The camps have brought Mexico City's cultural and financial center to a near standstill, forcing workers to hike to their jobs and causing traffic jams across the city. The protesters are angry at an official but still uncertified vote count that gave the conservative ruling party candidate Felipe Calderon a slim lead in the July 2 election.

The Federal Electoral Tribunal ordered a partial recount of 9 percent of the polling places, which was to end Sunday. The court's seven magistrates will review the results and release them later this month. The court scheduled a public session for Monday, but it is expected to use the session to hear appeals in congressional races, rather than the presidential race.

Lopez Obrador is demanding a full recount and has said he will not accept anything less.

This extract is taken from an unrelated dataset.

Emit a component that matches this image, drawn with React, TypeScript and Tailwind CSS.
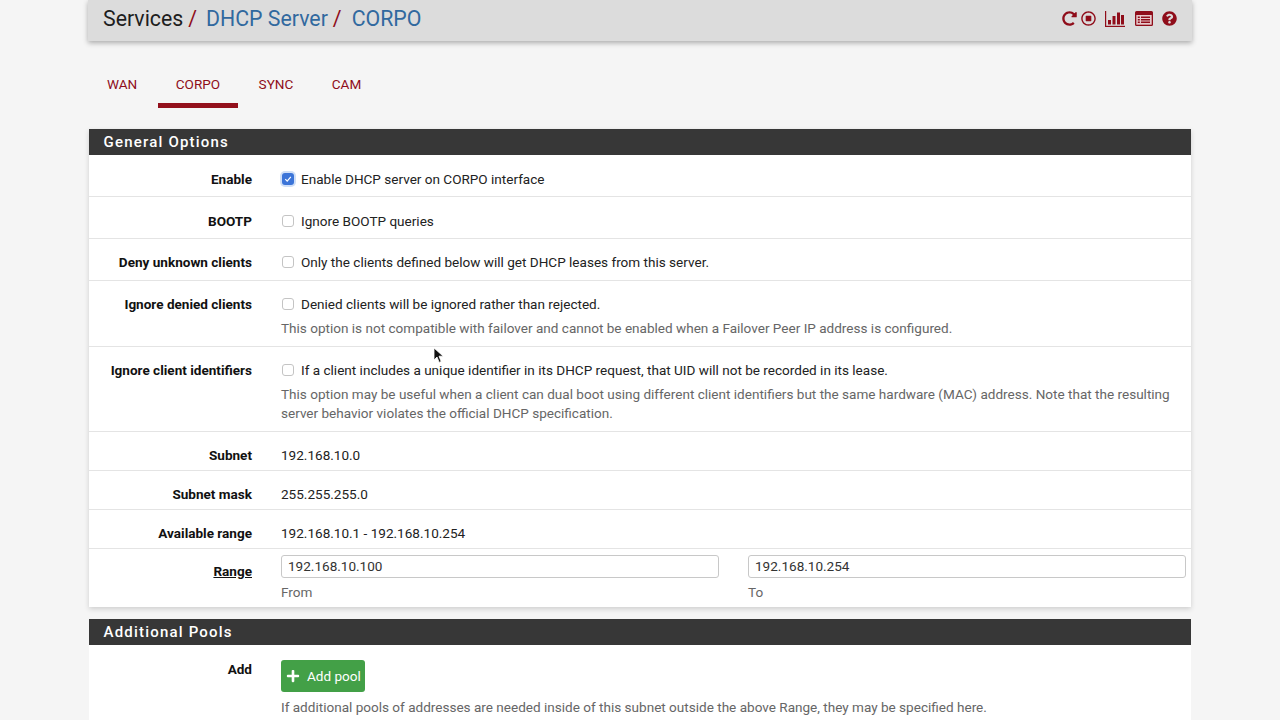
import type { ReactNode } from 'react'
import { FaPlus, FaQuestionCircle, FaRedoAlt, FaRegStopCircle } from 'react-icons/fa'

const tabs = ['WAN', 'CORPO', 'SYNC', 'CAM']

function Checkbox({ checked }: { checked?: boolean }) {
  if (checked) {
    return (
      <span className="ml-px mr-[7px] flex h-[12px] w-[12px] shrink-0 items-center justify-center rounded-[3px] bg-[#3b74d8] ring-[2px] ring-[#cfdff7]">
        <svg width="8" height="8" viewBox="0 0 8 8">
          <path d="M1.3 4.2 3.2 6.2 6.8 1.8" fill="none" stroke="#fff" strokeWidth="1.2" />
        </svg>
      </span>
    )
  }
  return <span className="ml-px mr-[7px] h-[12px] w-[12px] shrink-0 rounded-[3px] border border-[#c4c4c4] bg-white" />
}

function Row({ label, height, top = 'pt-[14px]', children }: { label: string; height: string; top?: string; children: ReactNode }) {
  return (
    <div className={`flex border-b border-[#e4e4e4] ${height} ${top}`}>
      <div className="w-[163px] shrink-0 text-right font-bold leading-[18px] text-[#111]">{label}</div>
      <div className="ml-[29px] min-w-0 flex-1 pr-[6px] leading-[18px]">{children}</div>
    </div>
  )
}

function CheckLine({ checked, children }: { checked?: boolean; children: ReactNode }) {
  return (
    <div className="flex items-center text-[#222]">
      <Checkbox checked={checked} />
      <span>{children}</span>
    </div>
  )
}

function Help({ children }: { children: ReactNode }) {
  return <p className="mt-[6px] leading-[19px] text-[#666]">{children}</p>
}

function PanelHeading({ title }: { title: string }) {
  return (
    <div className="flex h-[26px] items-center bg-[#373737] pl-[14.5px] text-[15px] font-medium tracking-[1.2px] text-white">
      {title}
    </div>
  )
}

function BarsIcon() {
  return (
    <svg className="ml-[9px]" width="20" height="16" viewBox="0 0 20 16" fill="currentColor">
      <rect x="0" y="0" width="1.2" height="16" />
      <rect x="0" y="14.8" width="20" height="1.2" />
      <rect x="3" y="9" width="3" height="4.5" />
      <rect x="7.5" y="5" width="3" height="8.5" />
      <rect x="12" y="1.5" width="3" height="12" />
      <rect x="16" y="4" width="3" height="9.5" />
    </svg>
  )
}

function ListIcon() {
  return (
    <svg className="ml-[10px]" width="18" height="15" viewBox="0 0 18 15" fill="currentColor">
      <path d="M1.5 0h15A1.5 1.5 0 0 1 18 1.5v12a1.5 1.5 0 0 1-1.5 1.5h-15A1.5 1.5 0 0 1 0 13.500v-12A1.500 1.500 0 0 1 1.500 0Z" />
      <rect x="1.300" y="4" width="15.400" height="9.700" fill="#e6c9cb" />
      <rect x="2.800" y="5.500" width="2" height="1.500" />
      <rect x="6" y="5.500" width="9" height="1.500" />
      <rect x="2.800" y="8" width="2" height="1.500" />
      <rect x="6" y="8" width="9" height="1.500" />
      <rect x="2.800" y="10.500" width="2" height="1.500" />
      <rect x="6" y="10.500" width="9" height="1.500" />
    </svg>
  )
}

export default function App() {
  return (
    <div className="relative h-[720px] overflow-hidden bg-[#f5f5f5] font-['Roboto',sans-serif] text-[13.55px]">
      <div className="mx-[88px] flex h-[41px] items-center justify-between bg-[#dcdcdc] pb-[4px] pl-[15px] pr-[15px] shadow-[0_2px_5px_rgba(0,0,0,0.3)]">
        <div className="flex items-baseline text-[21.3px] leading-[36px] text-[#1e1e1e]">
          <span>Services</span>
          <span className="ml-[5px] text-[#8f0d1a]">/</span>
          <span className="ml-[9px] text-[#31699f]">DHCP Server</span>
          <span className="ml-[5px] text-[#8f0d1a]">/</span>
          <span className="ml-[10px] text-[#31699f]">CORPO</span>
        </div>
        <div className="flex items-center text-[#8f0d1a]">
          <FaRedoAlt className="text-[15px]" />
          <FaRegStopCircle className="ml-[4px] text-[15px]" />
          <BarsIcon />
          <ListIcon />
          <FaQuestionCircle className="ml-[9px] text-[15px]" />
        </div>
      </div>

      <div className="mx-[89px] mt-[21px] flex h-[46px] gap-x-[2.5px] text-[#8f0d1a]">
        {tabs.map((tab) => (
          <div
            key={tab}
            className={`flex h-[46px] items-start px-[18px] pt-[13px] leading-[18px] ${tab === 'CORPO' ? 'border-b-[5px] border-[#93101c]' : ''}`}
          >
            {tab}
          </div>
        ))}
      </div>

      <div className="mx-[89px] mt-[21px] bg-white shadow-[0_2px_5px_rgba(0,0,0,0.16)]">
        <PanelHeading title="General Options" />
        <Row label="Enable" height="h-[42px]" top="pt-[15px]">
          <CheckLine checked>Enable DHCP server on CORPO interface</CheckLine>
        </Row>
        <Row label="BOOTP" height="h-[42px]" top="pt-[15px]">
          <CheckLine>Ignore BOOTP queries</CheckLine>
        </Row>
        <Row label="Deny unknown clients" height="h-[42px]">
          <CheckLine>Only the clients defined below will get DHCP leases from this server.</CheckLine>
        </Row>
        <Row label="Ignore denied clients" height="h-[66px]">
          <CheckLine>Denied clients will be ignored rather than rejected.</CheckLine>
          <Help>This option is not compatible with failover and cannot be enabled when a Failover Peer IP address is configured.</Help>
        </Row>
        <Row label="Ignore client identifiers" height="h-[85px]">
          <CheckLine>If a client includes a unique identifier in its DHCP request, that UID will not be recorded in its lease.</CheckLine>
          <Help>
            This option may be useful when a client can dual boot using different client identifiers but the same hardware (MAC) address. Note that the resulting server behavior violates the official DHCP specification.
          </Help>
        </Row>
        <Row label="Subnet" height="h-[39px]">
          <span className="text-[#222]">192.168.10.0</span>
        </Row>
        <Row label="Subnet mask" height="h-[39px]">
          <span className="text-[#222]">255.255.255.0</span>
        </Row>
        <Row label="Available range" height="h-[39px]">
          <span className="text-[#222]">192.168.10.1 - 192.168.10.254</span>
        </Row>
        <div className="flex h-[58px]">
          <div className="w-[163px] shrink-0 pt-[13px] text-right font-bold leading-[18px] text-[#111]">
            <span className="underline">Range</span>
          </div>
          <div className="ml-[29px] grid flex-1 grid-cols-2 gap-x-[29px] pr-[5px] pt-[6px]">
            {[
              { value: '192.168.10.100', hint: 'From' },
              { value: '192.168.10.254', hint: 'To' },
            ].map((field) => (
              <div key={field.hint}>
                <div className="flex h-[23px] items-center rounded-[3px] border border-[#c8c8c8] bg-white pl-[6px] text-[#333]">
                  {field.value}
                </div>
                <div className="mt-[5px] leading-[18px] text-[#666]">{field.hint}</div>
              </div>
            ))}
          </div>
        </div>
      </div>

      <div className="mx-[89px] mt-[12px] bg-white">
        <PanelHeading title="Additional Pools" />
        <div className="flex h-[100px]">
          <div className="w-[163px] shrink-0 pt-[15px] text-right font-bold leading-[18px] text-[#111]">Add</div>
          <div className="ml-[29px] flex-1 pr-[6px] pt-[15px]">
            <div className="flex h-[32px] w-[84px] items-center rounded-[3px] bg-[#43a047] pl-[5px] text-white">
              <FaPlus className="text-[14px]" />
              <span className="ml-[7px]">Add pool</span>
            </div>
            <p className="mt-[6px] leading-[19px] text-[#666]">
              If additional pools of addresses are needed inside of this subnet outside the above Range, they may be specified here.
            </p>
          </div>
        </div>
      </div>

      {/* mouse pointer from the recording */}
      <svg className="absolute left-[433px] top-[347px]" width="11" height="17" viewBox="0 0 11 17">
        <path d="M1 1v12l3-3 2.2 5.4 2-.9L6 9.2h4.2z" fill="#111" stroke="#fff" strokeWidth="0.8" />
      </svg>
    </div>
  )
}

"There's one decision that we've made from the start," he said "We will not allow the imposition of an illegitimate government."

He called for large-scale protests on Sept. 1, when President Vicente Fox gives his last state-of-the-nation address, and on Sept. 6, the deadline for the country's top electoral court to name a president-elect.

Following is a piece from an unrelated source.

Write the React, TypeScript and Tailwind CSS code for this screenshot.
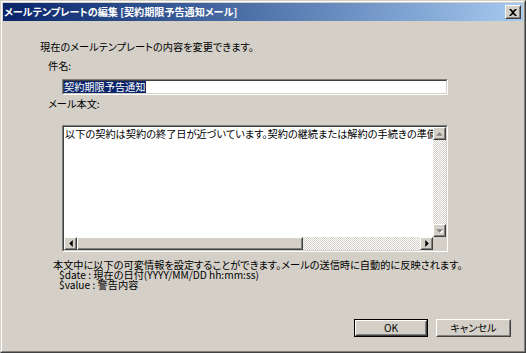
const font = "font-['Noto_Sans_CJK_JP',sans-serif] [font-feature-settings:'palt']";

const Raised = ({ className = '', children }: { className?: string; children?: React.ReactNode }) => (
  <div className={`border border-t-white border-l-white border-r-[#404040] border-b-[#404040] bg-[#d4d0c8] ${className}`}>
    <div className="w-full h-full border border-t-[#d4d0c8] border-l-[#d4d0c8] border-r-[#808080] border-b-[#808080] flex items-center justify-center">
      {children}
    </div>
  </div>
);

const Arrow = ({ dir, disabled }: { dir: 'up' | 'down' | 'left' | 'right'; disabled?: boolean }) => {
  const pts = {
    up: '0,3 3,0 6,3',
    down: '0,0 6,0 3,3',
    left: '3,0 3,6 0,3',
    right: '0,0 0,6 3,3',
  }[dir];
  const vertical = dir === 'up' || dir === 'down';
  return (
    <svg width={vertical ? 7 : 4} height={vertical ? 4 : 7} viewBox={vertical ? '0 0 6 3' : '0 0 3 6'}>
      {disabled && <polygon points={pts} fill="#ffffff" transform="translate(1,1)" />}
      <polygon points={pts} fill={disabled ? '#808080' : '#000000'} />
    </svg>
  );
};

const dither = 'bg-[repeating-conic-gradient(#ffffff_0%_25%,#d4d0c8_0%_50%)] bg-[length:2px_2px]';

export default function App() {
  return (
    <div className={`w-[526px] h-[353px] bg-[#d4d0c8] text-black text-[10.2px] ${font}`}>
      {/* Window frame */}
      <div className="w-full h-full border border-t-[#d4d0c8] border-l-[#d4d0c8] border-r-[#404040] border-b-[#404040]">
        <div className="w-full h-full border border-t-white border-l-white border-r-[#808080] border-b-[#808080] p-px flex flex-col">
          {/* Title bar */}
          <div className="h-[18px] bg-gradient-to-r from-[#0a246a] to-[#a6caf0] flex items-center justify-between pl-[1px] pr-[2px]">
            <span className="text-white font-bold text-[10.1px] leading-[18px] whitespace-nowrap">
              メールテンプレートの編集 [契約期限予告通知メール]
            </span>
            <Raised className="w-[16px] h-[14px]">
              <svg width="8" height="7" viewBox="0 0 8 7">
                <path d="M0 0h2l2 2 2-2h2L5 3.5 8 7H6L4 5 2 7H0l3-3.5z" fill="#000" />
              </svg>
            </Raised>
          </div>

          {/* Body */}
          <div className="flex flex-col">
            <div className="ml-[37px] mt-[20px] h-[12px] leading-[12px] whitespace-nowrap">
              現在のメールテンプレートの内容を変更できます。
            </div>
            <div className="ml-[45px] mt-[7px] h-[12px] leading-[12px]">件名:</div>

            {/* Subject input */}
            <div className="ml-[59px] mt-[7px] w-[386px] h-[16px] border border-t-[#808080] border-l-[#808080] border-r-white border-b-white">
              <div className="w-full h-full border border-t-[#404040] border-l-[#404040] border-r-[#d4d0c8] border-b-[#d4d0c8] bg-white flex items-center">
                <span className="bg-[#0a246a] text-white h-[12px] leading-[12px] whitespace-nowrap">契約期限予告通知</span>
              </div>
            </div>

            <div className="ml-[45px] mt-[3px] h-[12px] leading-[12px]">メール本文:</div>

            {/* Body textarea */}
            <div className="ml-[59px] mt-[15px] w-[386px] h-[127px] border border-t-[#808080] border-l-[#808080] border-r-white border-b-white">
              <div className="w-full h-full border border-t-[#404040] border-l-[#404040] border-r-[#d4d0c8] border-b-[#d4d0c8] bg-white grid grid-cols-[1fr_13px] grid-rows-[1fr_13px]">
                <div className="overflow-hidden whitespace-nowrap pl-px pt-px leading-[12px]">
                  以下の契約は契約の終了日が近づいています。契約の継続または解約の手続きの準備をお願いします。
                </div>
                {/* Vertical scrollbar (disabled) */}
                <div className="flex flex-col">
                  <Raised className="w-[13px] h-[13px]">
                    <Arrow dir="up" disabled />
                  </Raised>
                  <div className={`flex-1 ${dither}`} />
                  <Raised className="w-[13px] h-[13px]">
                    <Arrow dir="down" disabled />
                  </Raised>
                </div>
                {/* Horizontal scrollbar */}
                <div className="flex">
                  <Raised className="w-[13px] h-[13px]">
                    <Arrow dir="left" />
                  </Raised>
                  <Raised className="w-[226px] h-[13px]" />
                  <div className={`flex-1 ${dither}`} />
                  <Raised className="w-[13px] h-[13px]">
                    <Arrow dir="right" />
                  </Raised>
                </div>
                <div className="bg-[#d4d0c8]" />
              </div>
            </div>

            {/* Notes */}
            <div className="ml-[50px] mt-[8px] text-[10.2px] leading-[10px] whitespace-nowrap">
              <div>本文中に以下の可変情報を設定することができます。メールの送信時に自動的に反映されます。</div>
              <div className="ml-[6px]">$date : 現在の日付(YYYY/MM/DD hh:mm:ss)</div>
              <div className="ml-[6px]">$value : 警告内容</div>
            </div>

            {/* Buttons */}
            <div className="mt-[29px] flex justify-end gap-[8px] pr-[12px]">
              <div className="w-[74px] h-[18px] border border-black">
                <Raised className="w-full h-full">OK</Raised>
              </div>
              <Raised className="w-[75px] h-[18px]">キャンセル</Raised>
            </div>
          </div>
        </div>
      </div>
    </div>
  );
}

Call for ‘democratic convention’
He also said he wanted to hold a "national democratic convention" in Mexico City on Sept. 16, the nation's independence day, to "reform" the country's electoral institutions.

The convention apparently would be aimed at forming a long-term anti-government movement outside of electoral politics, something Lopez Obrador termed "a new stage" and a "watershed in Mexican history."

Lopez Obrador and his top aides have said that the results should be annulled from 7,442 polling places, or 5.7 percent of the 130,000 polling stations _ mostly in places where Calderon won _ because of alleged voter fraud. They say that would tip the election in Lopez Obrador's favor.

Local media reported that variations of only a few thousand votes have been found, far short of what Lopez Obrador would need to overcome a 244,000-vote deficit. Horacio Duarte, who heads Lopez Obrador's legal team, said his figures showed Calderon had lost at least 13,679 votes in the partial recount.

Discrepancies in ballots, boxes?
But representatives of Lopez Obrador's Democratic Revolution Party observing the recount say electoral officials have found extra ballots in some ballot boxes, and in other cases have failed to account for all the ballots distributed to polling places.

Lopez Obrador says that proves fraud led to Calderon's advantage of less than 0.6 percent and should trigger a full recount.

Some experts have suggested that missing ballots might be due to people who kept voting sheets, rather than using them to vote, and that "extra" ballots might have been transferred from nearby polling places.

Representatives of Calderon's conservative National Action Party have insisted that no major problems or variations in the vote have surfaced during the partial recount. Calderon's supporters have launched counter-protests, asking Mexicans to wear white T-shirts on Sunday to show they do not agree with Lopez Obrador.